Ma il problema è proprio questo. Gli adulti vanno trattati da adulti, e non da minorenni impressionabili. A meno che non si riconosca espressamente che si tratta, e non così raramente, di pseudo adulti che possono essere influenzati da ogni sorta di messaggi negativi, quand’anche smaccati e di facilissima decodifica. Il che, evidentemente, ne metterebbe in discussione lo stesso diritto di voto: e dunque il dogma, il totem, il presupposto ingannevole su cui si basano le attuali, sedicenti democrazie.
Dando per buono, invece, che siano adulti davvero, i paraventi del politicamente corretto vanno spazzati via. Riposti in un cantuccio, con garbata metafora. Scaraventati nel cesso, con la dovuta franchezza.
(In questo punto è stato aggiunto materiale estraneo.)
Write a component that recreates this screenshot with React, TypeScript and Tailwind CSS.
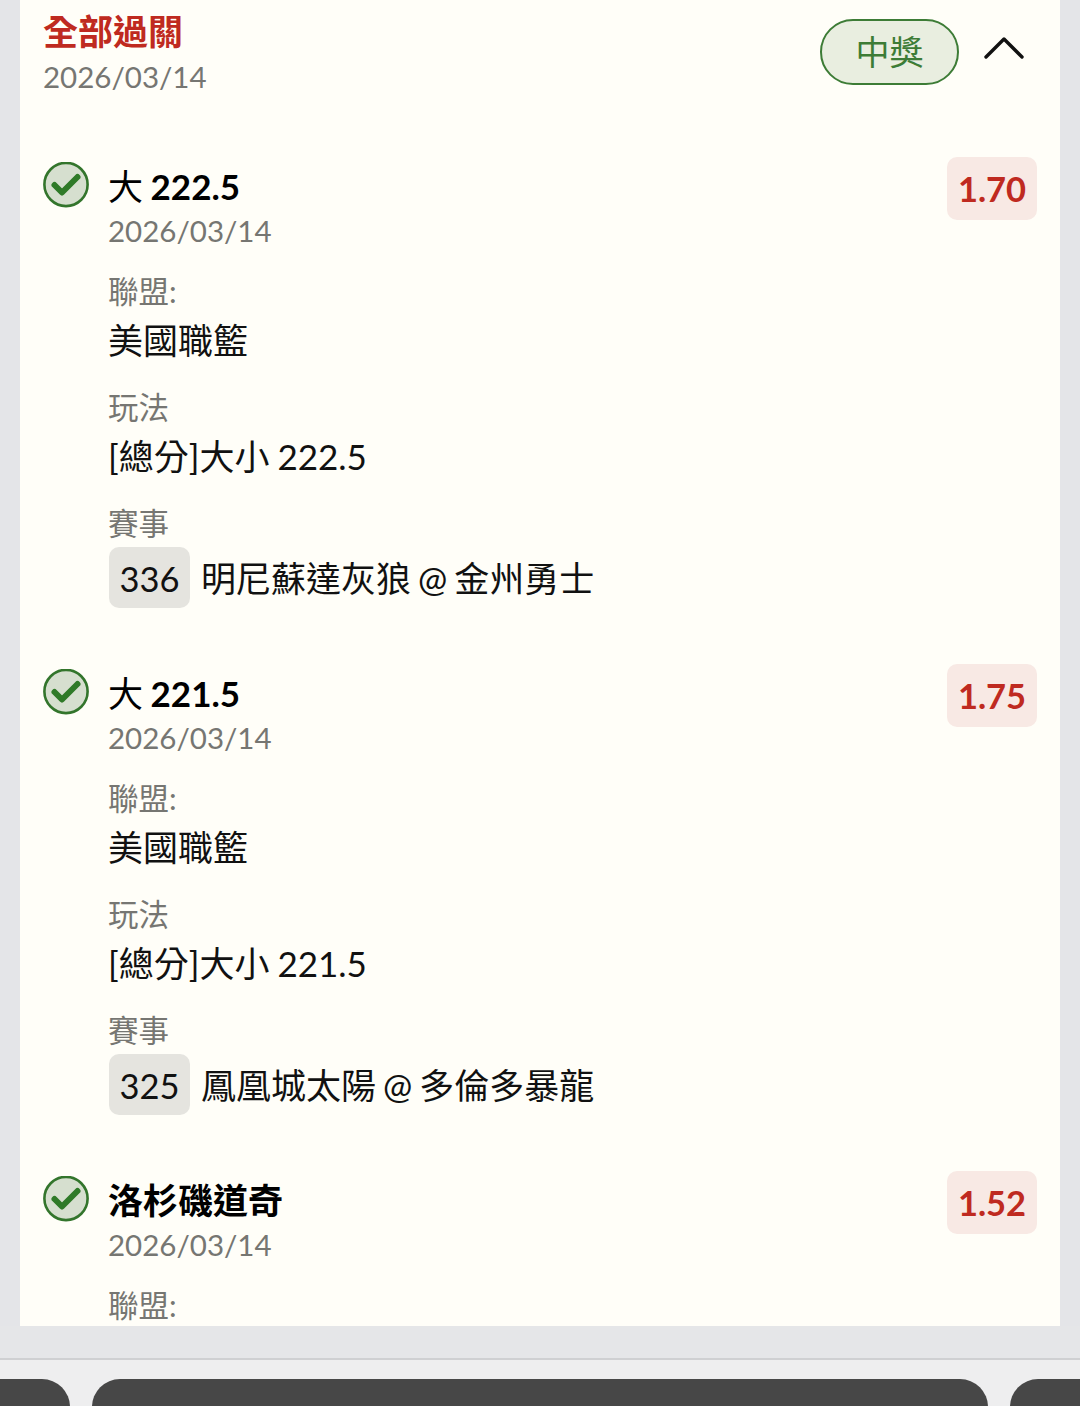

Nel selezionare ciò che si manda in onda bisogna assumersi la responsabilità di un giudizio che sia di valore, e non di argomento. Anziché trincerarsi dietro il comodo alibi del tema scabroso o dei contenuti “violenti”, si deve avere il coraggio di esporsi dandone una valutazione di natura artistica. Vale o non vale? È un coatto semianalfabeta o un novello Rimbaud?
Una cernita spregiudicata, ma all’insegna della consapevolezza – tanto obbligatoria quanto in via di scomparsa, tra chi opera in campo editoriale – che il vero discrimine è tra intelligenza e ottusità. Tra ciò che è posticcio e ciò che è autentico. Tra ciò che resta in superficie e ciò che si spinge in profondità.
Se i parametri fossero questi, l’intero discorso si capovolgerebbe. E a finire sotto accusa sarebbe ciò che per l’appunto è ottuso, posticcio, superficiale.
Magnifico: sai di quanta immondizia televisiva ci libereremmo, d’incanto?